De politie die ter plaatse kwam zag voor de ingang van het sportpark een witte bus staan en dat een man met geweld een vrouw daarin wilde duwen. Zij zagen dat de vrouw hevig tegenwerkte. Toen de man hen zag, keek hij verschrikt op en liep naar de bestuurderszijde waarop de vrouw de bus weer uit vluchtte. De man reed daarna met volle vaart weg [17] .

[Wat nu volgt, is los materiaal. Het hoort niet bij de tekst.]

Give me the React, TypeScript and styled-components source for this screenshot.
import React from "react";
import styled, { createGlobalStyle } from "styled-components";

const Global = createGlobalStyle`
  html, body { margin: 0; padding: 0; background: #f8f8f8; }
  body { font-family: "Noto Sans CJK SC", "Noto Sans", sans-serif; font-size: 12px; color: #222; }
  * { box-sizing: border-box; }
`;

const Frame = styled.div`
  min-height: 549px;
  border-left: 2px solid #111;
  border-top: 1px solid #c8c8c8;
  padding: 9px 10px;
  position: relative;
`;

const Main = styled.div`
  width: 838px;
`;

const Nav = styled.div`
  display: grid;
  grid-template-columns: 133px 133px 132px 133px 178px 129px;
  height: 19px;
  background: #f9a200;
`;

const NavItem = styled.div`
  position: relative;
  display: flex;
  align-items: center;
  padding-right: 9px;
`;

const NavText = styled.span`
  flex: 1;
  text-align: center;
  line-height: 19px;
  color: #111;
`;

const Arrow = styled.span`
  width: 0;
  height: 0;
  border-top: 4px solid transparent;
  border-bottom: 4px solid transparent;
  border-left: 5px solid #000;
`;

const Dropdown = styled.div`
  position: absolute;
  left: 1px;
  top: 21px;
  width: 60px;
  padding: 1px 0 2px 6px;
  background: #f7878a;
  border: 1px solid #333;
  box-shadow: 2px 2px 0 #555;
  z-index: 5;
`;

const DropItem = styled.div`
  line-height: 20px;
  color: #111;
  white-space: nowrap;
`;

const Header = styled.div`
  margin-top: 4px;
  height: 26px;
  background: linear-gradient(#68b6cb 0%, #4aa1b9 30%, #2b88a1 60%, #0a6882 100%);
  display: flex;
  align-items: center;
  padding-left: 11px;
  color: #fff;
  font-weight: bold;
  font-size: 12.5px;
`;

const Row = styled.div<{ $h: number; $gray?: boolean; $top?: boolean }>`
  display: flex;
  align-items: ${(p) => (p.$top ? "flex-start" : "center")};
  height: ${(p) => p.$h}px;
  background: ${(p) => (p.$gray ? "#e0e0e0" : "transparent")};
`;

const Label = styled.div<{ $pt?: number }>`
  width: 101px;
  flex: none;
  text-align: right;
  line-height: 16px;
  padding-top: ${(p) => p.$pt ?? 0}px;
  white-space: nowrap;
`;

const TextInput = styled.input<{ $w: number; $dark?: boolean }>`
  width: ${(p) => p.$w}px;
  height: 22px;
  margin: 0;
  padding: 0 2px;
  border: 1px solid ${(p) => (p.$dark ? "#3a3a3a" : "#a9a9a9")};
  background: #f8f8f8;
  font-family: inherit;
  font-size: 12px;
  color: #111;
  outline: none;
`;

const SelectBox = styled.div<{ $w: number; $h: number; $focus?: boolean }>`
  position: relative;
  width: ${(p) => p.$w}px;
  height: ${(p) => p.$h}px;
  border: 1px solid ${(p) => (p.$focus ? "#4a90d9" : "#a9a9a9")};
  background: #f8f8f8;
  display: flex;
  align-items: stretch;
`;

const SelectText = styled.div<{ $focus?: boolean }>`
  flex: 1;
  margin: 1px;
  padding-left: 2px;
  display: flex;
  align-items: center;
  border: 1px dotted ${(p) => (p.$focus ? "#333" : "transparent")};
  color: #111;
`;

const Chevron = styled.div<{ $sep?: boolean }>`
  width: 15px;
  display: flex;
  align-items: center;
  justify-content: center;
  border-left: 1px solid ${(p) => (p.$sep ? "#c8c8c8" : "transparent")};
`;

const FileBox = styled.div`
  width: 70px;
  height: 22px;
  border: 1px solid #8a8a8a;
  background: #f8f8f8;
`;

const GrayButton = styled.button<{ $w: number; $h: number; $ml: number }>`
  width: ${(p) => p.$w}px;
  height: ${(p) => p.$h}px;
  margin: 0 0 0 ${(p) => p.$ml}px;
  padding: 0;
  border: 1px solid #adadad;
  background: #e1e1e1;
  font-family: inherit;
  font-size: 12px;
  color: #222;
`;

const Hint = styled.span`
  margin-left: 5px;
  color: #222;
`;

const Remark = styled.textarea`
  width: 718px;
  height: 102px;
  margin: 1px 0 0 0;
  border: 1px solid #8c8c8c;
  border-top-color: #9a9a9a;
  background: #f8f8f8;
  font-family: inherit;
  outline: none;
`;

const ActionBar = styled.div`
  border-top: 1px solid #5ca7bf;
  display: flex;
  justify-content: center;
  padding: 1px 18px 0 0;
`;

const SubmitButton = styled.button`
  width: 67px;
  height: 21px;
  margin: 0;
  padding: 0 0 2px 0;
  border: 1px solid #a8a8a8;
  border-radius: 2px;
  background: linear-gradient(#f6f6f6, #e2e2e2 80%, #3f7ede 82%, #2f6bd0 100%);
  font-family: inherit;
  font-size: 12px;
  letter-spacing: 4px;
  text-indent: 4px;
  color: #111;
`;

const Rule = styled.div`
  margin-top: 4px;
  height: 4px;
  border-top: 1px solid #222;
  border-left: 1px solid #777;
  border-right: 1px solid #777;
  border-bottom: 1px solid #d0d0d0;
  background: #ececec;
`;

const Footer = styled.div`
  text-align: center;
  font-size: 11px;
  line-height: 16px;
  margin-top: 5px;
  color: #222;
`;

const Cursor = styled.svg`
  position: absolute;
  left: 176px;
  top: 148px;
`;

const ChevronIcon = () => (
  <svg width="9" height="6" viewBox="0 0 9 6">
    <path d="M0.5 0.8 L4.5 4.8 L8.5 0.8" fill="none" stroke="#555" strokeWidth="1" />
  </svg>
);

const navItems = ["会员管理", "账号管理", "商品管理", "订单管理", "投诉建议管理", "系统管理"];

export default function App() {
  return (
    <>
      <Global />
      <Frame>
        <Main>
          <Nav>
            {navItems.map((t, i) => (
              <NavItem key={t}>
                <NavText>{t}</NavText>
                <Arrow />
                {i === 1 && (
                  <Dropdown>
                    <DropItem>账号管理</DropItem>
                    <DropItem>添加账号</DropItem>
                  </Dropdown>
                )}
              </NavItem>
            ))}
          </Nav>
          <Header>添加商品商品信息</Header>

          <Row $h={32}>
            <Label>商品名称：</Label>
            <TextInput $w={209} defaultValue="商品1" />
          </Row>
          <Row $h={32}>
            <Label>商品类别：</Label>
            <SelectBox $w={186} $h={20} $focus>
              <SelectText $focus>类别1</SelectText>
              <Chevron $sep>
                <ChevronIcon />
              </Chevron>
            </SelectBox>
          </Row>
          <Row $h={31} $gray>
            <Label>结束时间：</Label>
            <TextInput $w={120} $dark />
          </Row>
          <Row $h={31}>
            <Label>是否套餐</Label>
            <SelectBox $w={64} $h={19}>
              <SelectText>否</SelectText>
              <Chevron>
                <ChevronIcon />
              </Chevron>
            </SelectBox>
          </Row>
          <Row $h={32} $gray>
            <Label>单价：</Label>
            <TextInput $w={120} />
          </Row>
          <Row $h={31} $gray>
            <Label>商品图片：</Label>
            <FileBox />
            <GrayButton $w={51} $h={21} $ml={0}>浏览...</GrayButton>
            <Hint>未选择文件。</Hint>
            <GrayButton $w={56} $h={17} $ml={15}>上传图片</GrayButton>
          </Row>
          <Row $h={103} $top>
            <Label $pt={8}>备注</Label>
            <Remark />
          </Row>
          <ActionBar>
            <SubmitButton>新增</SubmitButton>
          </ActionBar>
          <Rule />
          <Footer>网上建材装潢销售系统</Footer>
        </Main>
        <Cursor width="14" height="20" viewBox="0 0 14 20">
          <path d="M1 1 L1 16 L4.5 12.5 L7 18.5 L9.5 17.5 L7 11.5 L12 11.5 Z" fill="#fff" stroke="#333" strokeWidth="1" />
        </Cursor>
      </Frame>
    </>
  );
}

Verdachte heeft verklaard dat hij met zijn bus terug is gekomen naar het [Naam 8] en dat hij toen hij uitstapte een mesje in zijn handen had waarmee hij in de richting van de beveiligers is gelopen. Daarna heeft hij [Slachtoffer] vastgepakt en haar in de bus geduwd bij haar rug en kont [18] .

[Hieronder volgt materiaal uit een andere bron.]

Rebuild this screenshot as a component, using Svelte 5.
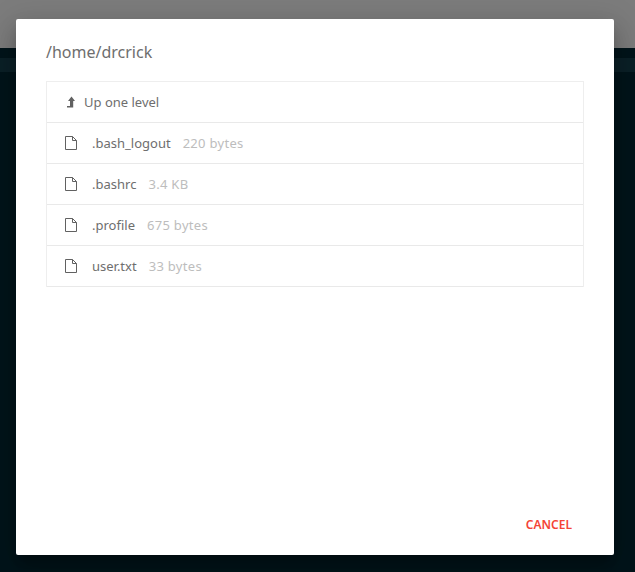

Overweging feit 3 mishandeling
Op grond van voorgaande bewijsmiddelen in onderlinge samenhang bezien, is de rechtbank van oordeel dat verdachte boos met zijn bus naar het [Naam 8] terug is gekomen om [Slachtoffer] mee te nemen. Hij heeft vervolgens [Slachtoffer] aan haar haren meegetrokken naar zijn bus en haar ook tegen haar rug en billen geslagen om haar in zijn bus te krijgen. Hierdoor heeft [Slachtoffer] pijn ondervonden. De rechtbank acht dan ook wettig en overtuigend bewezen dat verdachte [Slachtoffer] op 2 juni 2019 heeft mishandeld.

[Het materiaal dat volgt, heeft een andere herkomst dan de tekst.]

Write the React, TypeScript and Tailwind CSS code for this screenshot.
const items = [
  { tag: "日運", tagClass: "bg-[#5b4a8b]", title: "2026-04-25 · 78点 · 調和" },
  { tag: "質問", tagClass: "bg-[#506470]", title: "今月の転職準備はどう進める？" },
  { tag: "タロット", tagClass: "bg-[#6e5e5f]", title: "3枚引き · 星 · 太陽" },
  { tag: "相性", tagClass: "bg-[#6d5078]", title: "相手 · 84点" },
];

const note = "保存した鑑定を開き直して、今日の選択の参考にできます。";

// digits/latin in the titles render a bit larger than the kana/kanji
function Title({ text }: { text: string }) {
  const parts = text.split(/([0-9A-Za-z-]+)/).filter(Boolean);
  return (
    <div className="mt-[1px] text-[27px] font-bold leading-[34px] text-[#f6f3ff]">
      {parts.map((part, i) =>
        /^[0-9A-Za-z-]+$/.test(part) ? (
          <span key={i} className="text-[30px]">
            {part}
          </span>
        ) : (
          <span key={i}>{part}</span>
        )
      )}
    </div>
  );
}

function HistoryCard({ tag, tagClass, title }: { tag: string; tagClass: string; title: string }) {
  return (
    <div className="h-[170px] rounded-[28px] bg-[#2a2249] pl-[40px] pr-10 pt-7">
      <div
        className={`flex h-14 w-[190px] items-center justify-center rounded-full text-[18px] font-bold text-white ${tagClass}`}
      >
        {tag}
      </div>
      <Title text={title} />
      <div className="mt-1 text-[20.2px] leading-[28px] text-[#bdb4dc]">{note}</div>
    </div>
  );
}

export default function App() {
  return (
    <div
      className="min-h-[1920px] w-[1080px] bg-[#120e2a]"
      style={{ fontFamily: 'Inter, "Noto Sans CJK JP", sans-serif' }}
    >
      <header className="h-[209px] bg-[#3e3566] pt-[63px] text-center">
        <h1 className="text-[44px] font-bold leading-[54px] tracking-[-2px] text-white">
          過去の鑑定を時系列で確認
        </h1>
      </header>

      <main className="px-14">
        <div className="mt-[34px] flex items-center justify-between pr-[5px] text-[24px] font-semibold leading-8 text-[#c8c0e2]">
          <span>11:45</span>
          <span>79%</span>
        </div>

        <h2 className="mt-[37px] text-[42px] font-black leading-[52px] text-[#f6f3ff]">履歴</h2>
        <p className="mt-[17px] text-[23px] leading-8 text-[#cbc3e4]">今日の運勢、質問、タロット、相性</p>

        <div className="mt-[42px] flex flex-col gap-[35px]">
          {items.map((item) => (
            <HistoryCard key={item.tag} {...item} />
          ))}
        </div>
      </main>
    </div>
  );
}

Overweging feit 4 bedreiging
Op grond van het voorgaande stelt de rechtbank vast dat verdachte na terugkomst met een mes het [Naam 8] is opgelopen. Hij verklaart zelf daarover dat dit een aardappelschilmesje is geweest. Beide beveiligers verklaren echter dat dit een hak- dan wel slachtmes is geweest, een mes van 30 tot 40 centimeter lang, tien centimeter breed en zonder punt. De rechtbank ziet geen aanleiding om aan de verklaringen van beide beveiligers te twijfelen en gaat ervan uit dat het geen aardappelschilmesje is geweest dat verdachte bij zich had. Verdachte is met dit mes op de beveiligers is afgelopen. De rechtbank gaat er daarbij op grond van de verklaringen van de beide beveiligers vanuit dat verdachte op een afstand van een meter met het mes stekende bewegingen in hun richting maakte waardoor zij achteruit werden gedreven. Ook op dit punt ziet de rechtbank geen aanleiding om aan hun verklaringen te twijfelen. De rechtbank acht dan ook de onder feit 4 tenlastegelegde bedreiging ten aanzien van beide beveiligers wettig en overtuigend bewezen.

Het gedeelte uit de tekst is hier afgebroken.